Lest the materials presented above be considered ill digested, a word must be said by way of summary. It must be emphasized that they are only samples, intended to show the kind of problem likely to be faced by the editor of a seventeenth century science text: they neither postulate nor prove any thesis. Data are inadequate, for instance, to furnish any clues as to what kind of error, if any, 'T.R.' 's compositors were prone when setting HRS, and the Errata of its first edition are all literals and refer only to Sprat's portion of the book. In what specific tasks, then, may the examples cited be of service? There is much to be done in the publication or republication of seventeenth century science authorities: Boyle, long recognized as an English stylist, needs reprinting; Wren's scientific work has not yet been satisfactorily collected; only recently has the publication of Newton's correspondence been put in hand; and in addition there is the whole corpus of unpublished material by lesser men, British and Continental — it is surprising, moreover, but typical of this state of affairs that although we have a satisfactory biography of Robert Hooke (Margaret 'Espinasse, 1956) we have as yet no collected edition of his works. Rarely, in this discipline, is any one text absolutely authoritative as a source text. One day, nevertheless, we may see the magnum opus of a dictionary, by subjects and by persons, of every major scientific activity in Europe during the century: to such an El Dorado the present paper can only tentatively point the way.
Notes
Thanks are expressed to the Trustees of the British Museum and to the Council of the Royal Society for permission to quote from the manuscripts referred to in this article.
The works of that eminent and learned lawyer, Sir George Mackenzie of Rosehaugh, Advocate to King Charles II and King James VII, vol. I (Edinburgh, 1716), p. 65 (Chapter XIII of The Virtuoso, or Stoic: 'Of the immortality of the soul'). The Virtuoso was apparently not published separately, nor were Mackenzie's Works reprinted.
Chap. VIII: Wednesday, September 15, 1773. Cited by R. W. Chapman, 'The textual criticism of English classics,' in Phyllis M. Jones, English critical essays, twentieth century (1933), p. 272.
R. B. McKerrow, 'The relationship of English printed books to authors' manuscripts in the sixteenth and seventeenth centuries' (Sandars Lecture in Bibliography, 1928; Br. Mus. Addl. MS. 41998).
A representative collection of such passages, from Locke to Dylan Thomas, has formed the annual exhibition of the Grolier Club of New York. See the T. L. S. notice (30 December, 1955).
'Sir Christopher Wren and natural philosophy,' Notes and records of the Royal Society, XIII (1958), 19-37.
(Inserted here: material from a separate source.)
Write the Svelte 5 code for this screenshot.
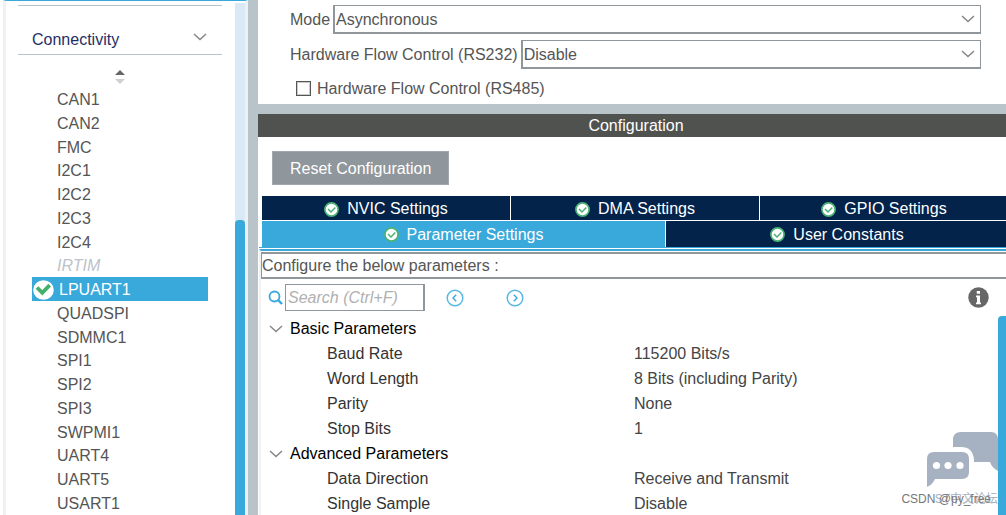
<script>
  const peripherals = [
    'CAN1', 'CAN2', 'FMC', 'I2C1', 'I2C2', 'I2C3', 'I2C4', 'IRTIM', 'LPUART1',
    'QUADSPI', 'SDMMC1', 'SPI1', 'SPI2', 'SPI3', 'SWPMI1', 'UART4', 'UART5', 'USART1'
  ]
  const unavailable = ['IRTIM']

  const tabRows = [
    [
      { name: 'NVIC Settings', grow: 1 },
      { name: 'DMA Settings', grow: 1 },
      { name: 'GPIO Settings', grow: 1 }
    ],
    [
      { name: 'Parameter Settings', grow: 403 },
      { name: 'User Constants', grow: 342 }
    ]
  ]

  const groups = [
    {
      name: 'Basic Parameters',
      rows: [
        ['Baud Rate', '115200 Bits/s'],
        ['Word Length', '8 Bits (including Parity)'],
        ['Parity', 'None'],
        ['Stop Bits', '1']
      ]
    },
    {
      name: 'Advanced Parameters',
      rows: [
        ['Data Direction', 'Receive and Transmit'],
        ['Single Sample', 'Disable']
      ]
    }
  ]

  let selected = $state('LPUART1')
  let activeTab = $state('Parameter Settings')
  let mode = $state('Asynchronous')
  let flowControl = $state('Disable')
  let rs485 = $state(false)
  let search = $state('')
  let closed = $state({})
</script>

{#snippet chevron()}
  <svg class="chevron" width="14" height="8" viewBox="0 0 14 8" aria-hidden="true">
    <path d="M1 1 L7 6.5 L13 1" fill="none" stroke="#868686" stroke-width="1.5" />
  </svg>
{/snippet}

{#snippet check()}
  <svg width="15" height="15" viewBox="0 0 15 15" aria-hidden="true">
    <circle cx="7.5" cy="7.5" r="6.6" fill="#fff" stroke="#4bb276" stroke-width="1.7" />
    <path d="M4 7 L7 10 L11.3 5.6" fill="none" stroke="#4bb276" stroke-width="1.5" />
  </svg>
{/snippet}

<div class="app">
  <aside>
    <div class="categories">
      <button class="category">
        Connectivity
        {@render chevron()}
      </button>
      <button class="sort" aria-label="Sort">
        <svg width="10" height="14" viewBox="0 0 10 14">
          <path d="M0 5 L5 0 L10 5 Z" fill="#666" />
          <path d="M0 9 L5 14 L10 9 Z" fill="#d0d0d0" />
        </svg>
      </button>
      <ul>
        {#each peripherals as name}
          <li>
            <button
              class="peripheral"
              class:selected={selected === name}
              disabled={unavailable.includes(name)}
              onclick={() => (selected = name)}
            >
              {#if selected === name}
                <svg width="21" height="20" viewBox="0 0 21 20" aria-hidden="true">
                  <ellipse cx="10.5" cy="10" rx="10.3" ry="9.8" fill="#fff" />
                  <path d="M4 7.5 L9.3 12.8 L16.7 5.2" fill="none" stroke="#43b06c" stroke-width="3.8" />
                </svg>
              {/if}
              {name}
            </button>
          </li>
        {/each}
      </ul>
    </div>
    <div class="track"><div class="thumb"></div></div>
  </aside>

  <main>
    <section class="mode">
      <div class="field">
        <label for="mode">Mode</label>
        <div class="select">
          <select id="mode" bind:value={mode}>
            <option>Disable</option>
            <option>Asynchronous</option>
          </select>
          {@render chevron()}
        </div>
      </div>
      <div class="field">
        <label for="flow">Hardware Flow Control (RS232)</label>
        <div class="select">
          <select id="flow" bind:value={flowControl}>
            <option>Disable</option>
            <option>CTS/RTS</option>
          </select>
          {@render chevron()}
        </div>
      </div>
      <label class="tick">
        <input type="checkbox" bind:checked={rs485} />
        Hardware Flow Control (RS485)
      </label>
    </section>

    <h2>Configuration</h2>

    <section class="configuration">
      <button class="reset">Reset Configuration</button>

      <div class="tabs">
        {#each tabRows as row}
          <div class="tab-row">
            {#each row as tab}
              <button
                class="tab"
                class:active={activeTab === tab.name}
                style="flex-grow: {tab.grow}"
                onclick={() => (activeTab = tab.name)}
              >
                {@render check()}
                {tab.name}
              </button>
            {/each}
          </div>
        {/each}
      </div>

      <div class="panel">
        <p>Configure the below parameters :</p>

        <div class="toolbar">
          <label for="search" aria-label="Search">
            <svg width="15" height="15" viewBox="0 0 15 15">
              <circle cx="6.5" cy="6.5" r="5" fill="none" stroke="#39a9dc" stroke-width="1.8" />
              <path d="M9.5 9.5 L14 14" stroke="#39a9dc" stroke-width="2.4" />
            </svg>
          </label>
          <input id="search" type="text" placeholder="Search (Ctrl+F)" bind:value={search} />
          <button class="step" aria-label="Previous match">
            <svg width="18" height="18" viewBox="0 0 18 18">
              <circle cx="9" cy="9" r="7.8" fill="none" stroke="#58b8e3" stroke-width="1.5" />
              <path d="M10.2 5.8 L7 9 L10.2 12.2" fill="none" stroke="#39a9dc" stroke-width="1.4" />
            </svg>
          </button>
          <button class="step" aria-label="Next match">
            <svg width="18" height="18" viewBox="0 0 18 18">
              <circle cx="9" cy="9" r="7.8" fill="none" stroke="#58b8e3" stroke-width="1.5" />
              <path d="M7.8 5.8 L11 9 L7.8 12.2" fill="none" stroke="#39a9dc" stroke-width="1.4" />
            </svg>
          </button>
          <button class="info" aria-label="Information">
            <svg width="21" height="21" viewBox="0 0 21 21">
              <circle cx="10.5" cy="10.5" r="10.2" fill="#666" />
              <path d="M8.8 4 H12 V6.8 H8.8 Z M8 8.5 H12 V15.5 H13 V17.3 H8 V15.5 H9 V10.3 H8 Z" fill="#fff" />
            </svg>
          </button>
        </div>

        <div class="parameters">
          <table>
            {#each groups as group}
              <tbody>
                <tr>
                  <th colspan="2">
                    <button
                      class="group"
                      onclick={() => (closed[group.name] = !closed[group.name])}
                    >
                      {@render chevron()}
                      {group.name}
                    </button>
                  </th>
                </tr>
                {#if !closed[group.name]}
                  {#each group.rows as [name, value]}
                    <tr>
                      <td class="name">{name}</td>
                      <td>{value}</td>
                    </tr>
                  {/each}
                {/if}
              </tbody>
            {/each}
          </table>
          <div class="bar"></div>
        </div>
      </div>
    </section>
  </main>

  <div class="watermark">
    <svg width="72" height="56" viewBox="0 0 72 56" aria-hidden="true">
      <path
        d="M26 15 V8 Q26 0 34 0 H64 Q71 0 71 8 V39 Q65 36 63 30 H47 V28 Q46 15 34 15 Z"
        fill="#a6b1c1"
      />
      <path
        d="M7 20 H35 Q42 20 42 27 V40 Q42 47 35 47 H8 Q6 52 0 55 V27 Q0 20 7 20 Z"
        fill="#a6b1c1"
      />
      <circle cx="9.5" cy="33.5" r="3.6" fill="#fff" />
      <circle cx="21" cy="33.5" r="3.6" fill="#fff" />
      <circle cx="33" cy="33.5" r="3.6" fill="#fff" />
    </svg>
    <span class="forum">ST中文论坛</span>
    <span class="author">CSDN @py_free</span>
  </div>
</div>

<style>
  :global(body) {
    margin: 0;
    background: #fff;
  }
  .app {
    position: relative;
    display: flex;
    height: 100vh;
    overflow: hidden;
    font: 16px/24px 'Liberation Sans', Arial, sans-serif;
    color: #555;
  }
  button,
  input,
  select {
    margin: 0;
    padding: 0;
    border: none;
    border-radius: 0;
    background: none;
    font: inherit;
    color: inherit;
    box-sizing: border-box;
  }
  svg {
    display: block;
    flex: none;
  }

  aside {
    display: flex;
    flex: none;
    width: 239px;
    margin-left: 3px;
    border-top: 1px solid #39a9dc;
    border-left: 3px solid #f1f1f1;
    border-right: 3px solid #eef1f4;
  }
  .categories {
    flex: 1;
    padding: 4px 13px 0 12px;
  }
  .category {
    display: flex;
    align-items: center;
    justify-content: space-between;
    width: 100%;
    height: 50px;
    padding: 19px 15px 0 14px;
    border-top: 1px solid #b8c4ca;
    border-bottom: 1px solid #b8c4ca;
    color: #1f2f66;
  }
  .category .chevron {
    margin-bottom: 5px;
  }
  .sort {
    display: block;
    margin: 15px auto 3px;
  }
  ul {
    margin: 0;
    padding: 0 14px;
    list-style: none;
  }
  li {
    height: 24px;
  }
  /* the row pitch is a shade under 24px */
  li:nth-child(4n + 3) {
    height: 23px;
  }
  .peripheral {
    display: flex;
    align-items: center;
    gap: 5px;
    width: 100%;
    height: 24px;
    padding: 2px 0 0 25px;
  }
  .peripheral:disabled {
    font-style: italic;
    color: #bcc3c9;
  }
  .peripheral.selected {
    padding-left: 1px;
    background: #39a9dc;
    color: #fff;
  }
  .track {
    flex: none;
    width: 10px;
    padding-top: 217px;
    margin-top: 2px;
    background: #d9e9f5;
  }
  .thumb {
    height: 100%;
    border-radius: 4px 4px 0 0;
    background: #39a9dc;
  }

  main {
    display: flex;
    flex-direction: column;
    flex: 1;
    min-width: 0;
    border-left: 10px solid #b8c4ca;
  }
  .mode {
    display: flex;
    flex-direction: column;
    gap: 6px;
    padding: 5px 25px 2px 32px;
    border-bottom: 10px solid #b8c4ca;
  }
  .field {
    display: flex;
    align-items: center;
    gap: 3px;
  }
  .select {
    position: relative;
    flex: 1;
  }
  .select select {
    display: block;
    width: 100%;
    height: 29px;
    padding: 1px 0 0 1px;
    border: 1px solid #8f969c;
    border-width: 1px 1px 2px 2px;
    appearance: none;
  }
  .select .chevron {
    position: absolute;
    top: 10px;
    right: 6px;
    pointer-events: none;
  }
  .tick {
    display: flex;
    align-items: center;
    gap: 6px;
    height: 27px;
    padding-left: 6px;
  }
  .tick input {
    width: 15px;
    height: 15px;
    border: 1px solid #555;
    outline: 1px solid #ccc;
    outline-offset: -2px;
    appearance: none;
  }
  .tick input:checked {
    background: #39a9dc;
  }
  h2 {
    margin: 0;
    padding-left: 8px;
    background: #505250;
    color: #fff;
    font-size: 16px;
    font-weight: normal;
    line-height: 23px;
    text-align: center;
  }

  .configuration {
    display: flex;
    flex-direction: column;
    flex: 1;
    min-height: 0;
  }
  .reset {
    align-self: flex-start;
    height: 34px;
    margin: 14px 14px 11px;
    padding: 1px 17px 0;
    border: 1px solid #a2a8ad;
    background: #8f969c;
    color: #fff;
  }
  .tabs {
    display: flex;
    flex-direction: column;
    gap: 1px;
    margin: 0 -2px 0 1px;
    border-bottom: 1px solid #39a9dc;
  }
  .tab-row {
    display: flex;
    gap: 1px;
    margin-left: 3px;
  }
  .tab {
    display: flex;
    align-items: center;
    justify-content: center;
    gap: 8px;
    flex-basis: 0;
    height: 26px;
    padding-top: 1px;
    background: #03234b;
    color: #fff;
  }
  .tab-row:first-child .tab {
    height: 24px;
    padding-top: 2px;
  }
  .tab.active {
    background: #39a9dc;
  }
  .panel {
    display: flex;
    flex-direction: column;
    flex: 1;
    min-height: 0;
    margin: 1px 0 0 1px;
    border-top: 2px solid #39a9dc;
    border-left: 2px solid #f1f1f1;
  }
  p {
    margin: 1px -2px 5px 0;
    border: 2px solid #8f969c;
    border-left-width: 1px;
    line-height: 23px;
  }
  .toolbar {
    display: flex;
    align-items: center;
    padding: 0 17px 0 7px;
  }
  .toolbar input {
    width: 140px;
    height: 27px;
    margin: 0 21px 0 2px;
    padding: 1px 0 0 2px;
    border: 1px solid #8f969c;
    border-right-width: 2px;
  }
  .toolbar input::placeholder {
    font-style: italic;
    color: #b0b0b0;
  }
  .step {
    margin-right: 42px;
  }
  .info {
    margin-left: auto;
  }
  .parameters {
    display: flex;
    flex: 1;
    min-height: 0;
    padding-top: 5px;
  }
  table {
    flex: 1;
    align-self: flex-start;
    border-collapse: collapse;
    table-layout: fixed;
  }
  th,
  td {
    height: 25px;
    padding: 0;
    font-weight: normal;
    text-align: left;
    color: #444;
  }
  .name {
    width: 307px;
    padding-left: 66px;
    color: #333;
  }
  .group {
    display: flex;
    align-items: center;
    gap: 7px;
    padding-left: 8px;
    color: #000;
  }
  .bar {
    flex: none;
    width: 8px;
    border-radius: 4px 0 0 0;
    background: #39a9dc;
  }

  .watermark {
    position: absolute;
    right: 7px;
    bottom: 7px;
    display: grid;
    justify-items: end;
    row-gap: 2px;
    font-size: 12px;
    line-height: 18px;
    pointer-events: none;
  }
  .forum,
  .author {
    grid-row: 2;
    grid-column: 1;
  }
  .forum {
    margin-right: 1px;
    font-family: 'Liberation Sans', 'Noto Sans CJK SC', sans-serif;
    color: #a6b1c1;
  }
  .author {
    margin-right: 8px;
    color: #777;
  }
</style>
R. K. Bluhm, 'A guide to the archives of the Royal Society and to other manuscripts in its possession,' ibid., XII (1956), 21-39, supplemented by H. W. Jones, art. cit., 22-25.
'Illarum [sc. eclipses] per multa retro sæcula Observationes' (183; MSS, 'Observatione'); '. . . Primam enim, quam visu assequi possumus, luminis diminutionem . . . mox insequitur perfecta ejus extinctio' (188; HRS 3 alters unnecessarily to 'primum . . . quum'); 'Defectus Medicæorum observatu faciliores reddant 1. major Planetarum claritas. 2. Motus ipsorum tardior' (185; MSS, doubtlessly correctly, 'reddunt'); and 'Molestum autem in observando tædium, summa Tηρησεων αΚριβεια abunde compensabit, idemque plurimum minuit sociorum mutuas operas tradentium, ubi suppetit præsentia' [sc. 'as and when their presence is available'; 188, where, again, the 'minuet' and 'suppetet' of the manuscripts seem preferable].
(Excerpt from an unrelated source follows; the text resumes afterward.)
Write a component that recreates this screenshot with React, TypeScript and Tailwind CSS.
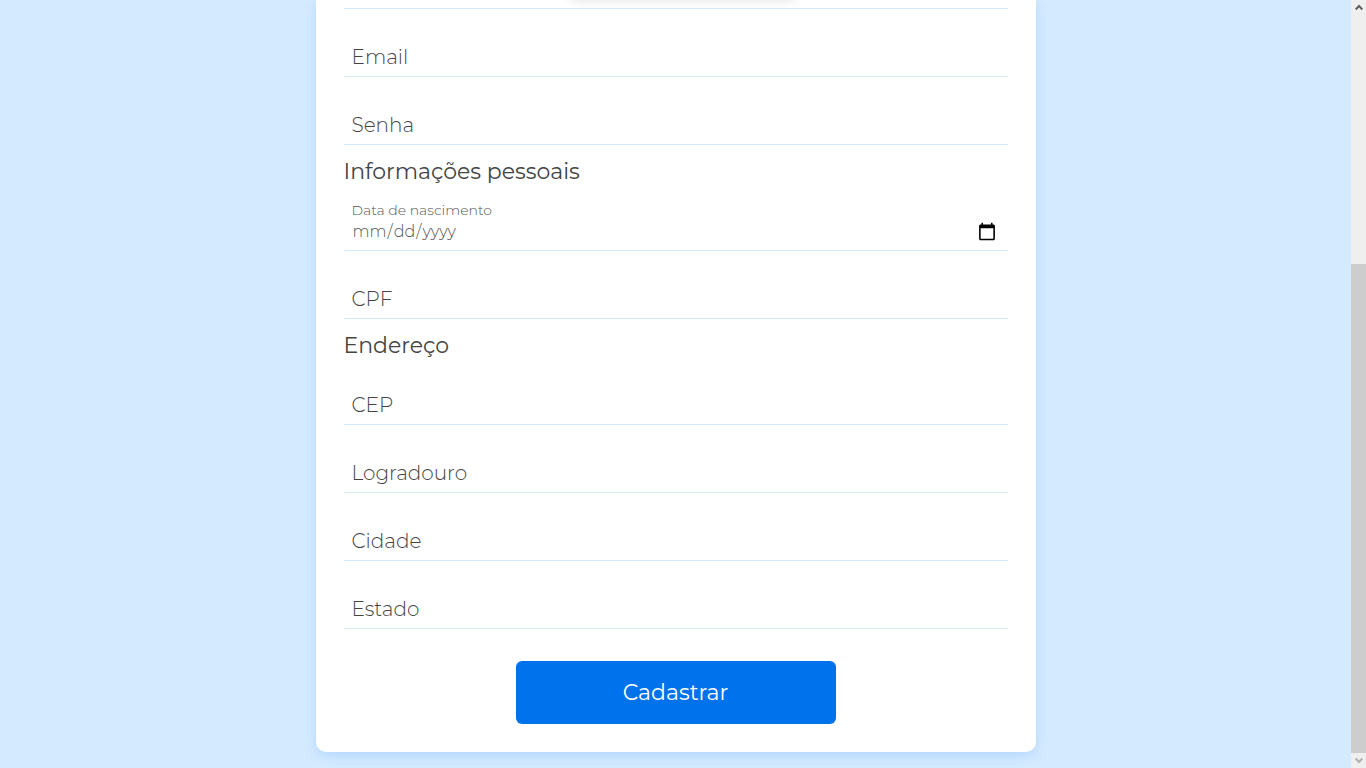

'. . . Tempus quadrimestre, a sextili priori usque ad ipsa ferè Acronychia numerandum, utrique Satelliti Observando erit unice opportunum: Penextimo autem soli, insuper trimestre' (187); CP agrees with Reg. 'Penextimo'; HRS 'Penextimi' gives sense. 'Methodus. . . observatarum seriei innititur: inde enim, Polorum elevatione solum præcognitâ, certissima innotescet Globi Lunaris à Terrestri distantia' (188); CP has 'seriei', HRS, 'series', changed to 'serie' in the third edition; and CP reads 'innotescet' as against 'innotescit' of HRS: cf. 'minuit', n. 11.